= Myelopoiesis =

Production of bone marrow and blood cells

In hematology, myelopoiesis in the broadest sense of the term is the production of bone marrow and of all cells that arise from it, namely, all blood cells. In a narrower sense, myelopoiesis also refers specifically to the regulated formation of myeloid leukocytes (myelocytes), including eosinophilic granulocytes, basophilic granulocytes, neutrophilic granulocytes, and monocytes.

The common myeloid progenitor can differentiate in the bone marrow into red blood cells and megakaryocytes (leading to platelets) as well as mast cells and myeloblasts, the latter leading to the myelocytic line (granulocytes) and to monocytes, macrophages, and dendritic cells of the innate immune system. The granulocytes, also called polymorphonuclear leukocytes because of their multilobed nuclei, are three short lived cell types including eosinophils, basophils, and neutrophils. A granulocyte differentiates into a distinct cell type by a process called granulopoiesis.

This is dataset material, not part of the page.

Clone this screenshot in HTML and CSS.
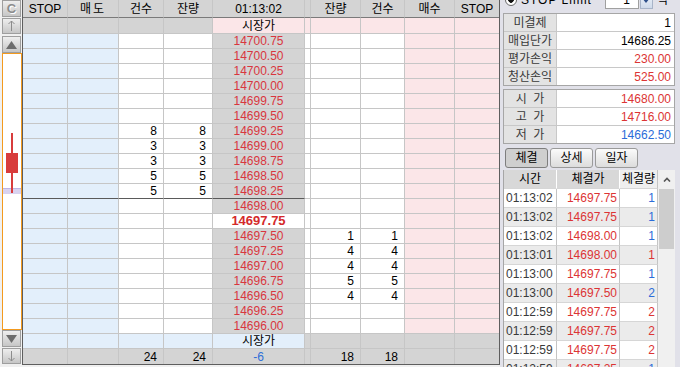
FILE: index.html
```html
<html>
  <head>
    <link rel="stylesheet" href="styles.css">
    <title>주문 호가</title>
  </head>
  <body>
    <div class="screen">
      <div class="side">
        <div class="side-btn letter">C</div>
        <div class="side-btn arrow">
          <svg width="9" height="12" viewBox="0 0 9 12"><path d="M4.5 1 V11 M1.5 4 L4.5 1 L7.5 4" fill="none" stroke="#8c8c8c" stroke-width="1"/></svg>
        </div>
        <div class="side-btn tri">
          <svg width="11" height="8" viewBox="0 0 11 8"><path d="M5.5 0 L11 8 H0 Z" fill="#6c6c6c"/></svg>
        </div>
        <div class="chart">
          <div class="range"></div>
          <div class="wick"></div>
          <div class="candle"></div>
        </div>
        <div class="side-btn tri">
          <svg width="11" height="8" viewBox="0 0 11 8"><path d="M0 0 H11 L5.5 8 Z" fill="#6c6c6c"/></svg>
        </div>
        <div class="side-btn arrow">
          <svg width="9" height="12" viewBox="0 0 9 12"><path d="M4.5 1 V11 M1.5 8 L4.5 11 L7.5 8" fill="none" stroke="#8c8c8c" stroke-width="1"/></svg>
        </div>
      </div>

      <div class="ladder" id="ladder">
        <div class="cell hd">STOP</div>
        <div class="cell hd wide">매도</div>
        <div class="cell hd">건수</div>
        <div class="cell hd">잔량</div>
        <div class="cell hd">01:13:02</div>
        <div class="cell hd"></div>
        <div class="cell hd">잔량</div>
        <div class="cell hd">건수</div>
        <div class="cell hd">매수</div>
        <div class="cell hd">STOP</div>
      </div>

      <div class="panel">
        <div class="opt">
          <div class="opt-row">
            <span class="radio"></span>
            <span class="opt-label">STOP Limit</span>
            <span class="spin">
              <span class="spin-val">1</span>
              <span class="spin-btn">
                <svg width="8" height="5" viewBox="0 0 8 5"><path d="M0 0 H8 L4 5 Z" fill="#2d4f8a"/></svg>
              </span>
            </span>
            <span class="tick">틱</span>
          </div>
        </div>

        <div class="info">
          <div class="info-row"><div class="info-key">미결제</div><div class="info-val">1</div></div>
          <div class="info-row"><div class="info-key">매입단가</div><div class="info-val">14686.25</div></div>
          <div class="info-row"><div class="info-key">평가손익</div><div class="info-val up">230.00</div></div>
          <div class="info-row"><div class="info-key">청산손익</div><div class="info-val up">525.00</div></div>
        </div>

        <div class="info second">
          <div class="info-row"><div class="info-key">시&nbsp;&nbsp;가</div><div class="info-val up">14680.00</div></div>
          <div class="info-row"><div class="info-key">고&nbsp;&nbsp;가</div><div class="info-val up">14716.00</div></div>
          <div class="info-row"><div class="info-key">저&nbsp;&nbsp;가</div><div class="info-val down">14662.50</div></div>
        </div>

        <div class="tabs">
          <div class="tab on">체결</div>
          <div class="tab">상세</div>
          <div class="tab">일자</div>
        </div>

        <div class="trades">
          <div class="trade-list" id="trade-list">
            <div class="tc th">시간</div>
            <div class="tc th">체결가</div>
            <div class="tc th light">체결량</div>
          </div>
          <div class="scroll">
            <div class="scroll-up">
              <svg width="8" height="5" viewBox="0 0 8 5"><path d="M1 4.5 L4 1.5 L7 4.5" fill="none" stroke="#555" stroke-width="1.6"/></svg>
            </div>
            <div class="thumb"></div>
          </div>
        </div>
      </div>
    </div>

    <script>
      const ladder = document.getElementById("ladder");
      const tradeList = document.getElementById("trade-list");

      const sells = { "14699.25": 8, "14699.00": 3, "14698.75": 3, "14698.50": 5, "14698.25": 5 };
      const buys = { "14697.50": 1, "14697.25": 4, "14697.00": 4, "14696.75": 5, "14696.50": 4 };
      const current = "14697.75";

      function addCell(cls, text) {
        let div = document.createElement("div");
        div.className = "cell " + cls;
        if (text !== undefined) div.textContent = text;
        ladder.appendChild(div);
      }

      // 시장가 (top)
      addCell("g"); addCell("g"); addCell("g"); addCell("g");
      addCell("p", "시장가");
      addCell("p"); addCell("p"); addCell("p"); addCell("p"); addCell("p");

      for (let i = 0; i < 20; i++) {
        let price = (14700.75 - i * 0.25).toFixed(2);
        let mark = price === "14698.25" ? " mark" : "";
        let s = sells[price] || "";
        let b = buys[price] || "";
        addCell("b" + mark);
        addCell("b" + mark);
        addCell("w num" + mark, s);
        addCell("w num" + mark, s);
        addCell((price === current ? "cur" : "px") + mark, price);
        addCell("w");
        addCell("w num", b);
        addCell("w num", b);
        addCell("p");
        addCell("p");
      }

      // 시장가 (bottom)
      addCell("b"); addCell("b"); addCell("b"); addCell("b");
      addCell("b", "시장가");
      addCell("g"); addCell("g"); addCell("g"); addCell("g"); addCell("g");

      // totals
      addCell("g last"); addCell("g last");
      addCell("g num last", "24"); addCell("g num last", "24");
      addCell("g diff last", "-6");
      addCell("g last");
      addCell("g num last", "18"); addCell("g num last", "18");
      addCell("g last"); addCell("g last");

      const trades = [
        ["01:13:02", "14697.75", 1, "down"],
        ["01:13:02", "14697.75", 1, "down"],
        ["01:13:02", "14698.00", 1, "down"],
        ["01:13:01", "14698.00", 1, "up"],
        ["01:13:00", "14697.75", 1, "down"],
        ["01:13:00", "14697.50", 2, "down"],
        ["01:12:59", "14697.75", 2, "up"],
        ["01:12:59", "14697.75", 2, "up"],
        ["01:12:59", "14697.75", 2, "up"],
        ["01:12:59", "14697.25", 1, "down"]
      ];

      trades.forEach((t, i) => {
        let zebra = i % 2 ? " odd" : "";
        let time = document.createElement("div");
        time.className = "tc time" + zebra;
        time.textContent = t[0];
        let price = document.createElement("div");
        price.className = "tc amt up" + zebra;
        price.textContent = t[1];
        let vol = document.createElement("div");
        vol.className = "tc amt " + t[3] + zebra;
        vol.textContent = t[2];
        tradeList.appendChild(time);
        tradeList.appendChild(price);
        tradeList.appendChild(vol);
      });
    </script>
  </body>
</html>
```

FILE: styles.css
```css
body {
  margin: 0;
  background: #f0f0f0;
  font-family: "Liberation Sans", "Noto Sans CJK KR", sans-serif;
  font-size: 12px;
  line-height: 14px;
  color: #000;
  overflow: hidden;
}

.screen {
  display: flex;
  width: 680px;
  height: 367px;
}

/* left strip */

.side {
  width: 22px;
  flex: none;
  padding-left: 2px;
  box-sizing: border-box;
  display: flex;
  flex-direction: column;
}

.side-btn {
  width: 19px;
  height: 17px;
  flex: none;
  box-sizing: border-box;
  border: 1px solid #9e9e9e;
  background: linear-gradient(#eeeeee, #c6c6c6);
  display: flex;
  align-items: center;
  justify-content: center;
  color: #8c8c8c;
  margin-bottom: 1px;
}

.side-btn.letter {
  font-weight: bold;
  font-size: 13px;
  text-shadow: 1px 1px 0 #fff;
}

.side-btn.arrow {
  height: 16px;
}

.side-btn.tri:nth-child(3) {
  margin-top: 1px;
  margin-bottom: 0;
}

.chart {
  position: relative;
  width: 20px;
  height: 277px;
  flex: none;
  box-sizing: border-box;
  border: 1px solid #f39a1e;
  background: #fff;
}

.range {
  position: absolute;
  left: 0;
  right: 0;
  top: 134px;
  height: 5px;
  background: #d9d3f0;
  border-top: 1px solid #bdb4e4;
}

.wick {
  position: absolute;
  left: 8px;
  top: 79px;
  width: 2px;
  height: 60px;
  background: #d83c3c;
}

.candle {
  position: absolute;
  left: 3px;
  top: 99px;
  width: 12px;
  height: 20px;
  background: #d83c3c;
}

/* order ladder */

.ladder {
  flex: none;
  align-self: flex-start;
  display: grid;
  grid-template-columns: 45px 51px 45px 49px 92px 6px 50px 44px 50px 44px;
  grid-template-rows: 18px 16px repeat(22, 15px);
  border-left: 1px solid #5e5e5e;
  border-right: 1px solid #5e5e5e;
  border-bottom: 1px solid #5e5e5e;
}

.cell {
  box-sizing: border-box;
  border-right: 1px solid #c6c6c6;
  border-bottom: 1px solid #c6c6c6;
  display: flex;
  align-items: center;
  justify-content: center;
  white-space: nowrap;
  overflow: hidden;
}

.cell:nth-child(10n) {
  border-right: none;
}

.hd {
  background: #d4d4d4;
  border-bottom-color: #7a7a7a;
  padding-top: 1px;
}

.hd.wide {
  letter-spacing: 2px;
}

.g { background: #d4d4d4; }
.b { background: #e3effb; }
.w { background: #fff; }
.p { background: #fbe6e8; }

.num {
  justify-content: flex-end;
  padding-right: 6px;
}

.px {
  background: #d4d4d4;
  color: #d9363e;
}

.cur {
  background: #fff;
  color: #d42a2a;
  font-weight: bold;
  font-size: 13px;
}

.mark {
  border-bottom-color: #5a5a5a;
}

.diff {
  color: #2f6fd8;
}

.last {
  border-bottom: none;
}

/* right panel */

.panel {
  flex: 1;
  background: #e1e1e9;
  padding-left: 3px;
}

.opt {
  height: 13px;
  overflow: hidden;
}

.opt-row {
  display: flex;
  align-items: center;
  height: 20px;
  margin-top: -10px;
}

.radio {
  width: 10px;
  height: 10px;
  margin-left: 2px;
  border: 1px solid #6a6a6a;
  border-radius: 50%;
  background: radial-gradient(#111 0 2.5px, #fff 3px);
}

.opt-label {
  margin-left: 4px;
  letter-spacing: 1px;
}

.spin {
  display: flex;
  margin-left: auto;
  height: 18px;
}

.spin-val {
  width: 34px;
  box-sizing: border-box;
  background: #fff;
  border: 1px solid #a0a0a0;
  text-align: right;
  padding-right: 8px;
  line-height: 16px;
}

.spin-btn {
  width: 13px;
  margin-left: 1px;
  box-sizing: border-box;
  border: 1px solid #a8b4c8;
  background: linear-gradient(#f2f6fc, #cfdaea);
  display: flex;
  align-items: center;
  justify-content: center;
}

.tick {
  margin: 0 12px 0 4px;
}

.info {
  width: 172px;
  box-sizing: border-box;
  border: 1px solid #a6a6a6;
  background: #fff;
}

.info.second {
  margin-top: 3px;
}

.info-row {
  display: flex;
  height: 18px;
  box-sizing: border-box;
  border-top: 1px solid #c8c8c8;
}

.info-row:first-child {
  border-top: none;
  height: 17px;
}

.info-key {
  width: 53px;
  box-sizing: border-box;
  border-right: 1px solid #c8c8c8;
  background: #e3e3e3;
  color: #3a3a3a;
  display: flex;
  align-items: center;
  justify-content: center;
}

.info-val {
  flex: 1;
  display: flex;
  align-items: center;
  justify-content: flex-end;
  padding-right: 3px;
}

.up { color: #dc3434; }
.down { color: #2b6cd9; }

.tabs {
  display: flex;
  gap: 2px;
  margin: 4px 0 2px 2px;
}

.tab {
  width: 43px;
  height: 20px;
  box-sizing: border-box;
  border: 1px solid #9a9a9a;
  border-radius: 3px;
  background: linear-gradient(#fbfbfb, #dcdcdc);
  display: flex;
  align-items: center;
  justify-content: center;
}

.tab.on {
  background: #cfcfcf;
  border-color: #7e7e7e;
}

.trades {
  display: flex;
  width: 172px;
  height: 200px;
  box-sizing: border-box;
  border-left: 1px solid #a6a6a6;
  background: #fff;
}

.trade-list {
  display: grid;
  grid-template-columns: 53px 63px 38px;
  grid-auto-rows: 19px;
  align-content: start;
}

.tc {
  box-sizing: border-box;
  border-right: 1px solid #c4c4c4;
  border-bottom: 1px solid #d6d6d6;
  display: flex;
  align-items: center;
  white-space: nowrap;
  background: #fff;
}

.tc.odd {
  background: #ebebeb;
}

.th {
  justify-content: center;
  background: #d8d8d8;
  border-right-color: #fff;
}

.th.light {
  background: #efefef;
  border-right-color: #c4c4c4;
}

.time {
  color: #3a3a3a;
  padding-left: 2px;
}

.amt {
  justify-content: flex-end;
  padding-right: 2px;
}

.scroll {
  width: 17px;
  background: #f0f0f0;
}

.scroll-up {
  height: 19px;
  display: flex;
  align-items: center;
  justify-content: center;
}

.thumb {
  height: 60px;
  margin: 0 1px;
  background: #cdcdcd;
}
```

In this process it first transforms from a common myeloblast (myeloid progenitor) to a common promyelocyte. This promyelocyte gives rise to a unique myelocyte that for the first time can be classified as an eosinophil, basophil, or neutrophil progenitor based on the histological staining affinity (eosinophilic, basophilic, or neutral granules). The unique myelocyte next differentiates into a metamyelocyte and then a band cell, with a C-shaped nucleus, before becoming a mature eosinophil, basophil, or neutrophil. Macrophages come from monoblast progenitors that differentiate into promonocytes, which mature into monocytes. Monocytes eventually enter the tissues and become macrophages.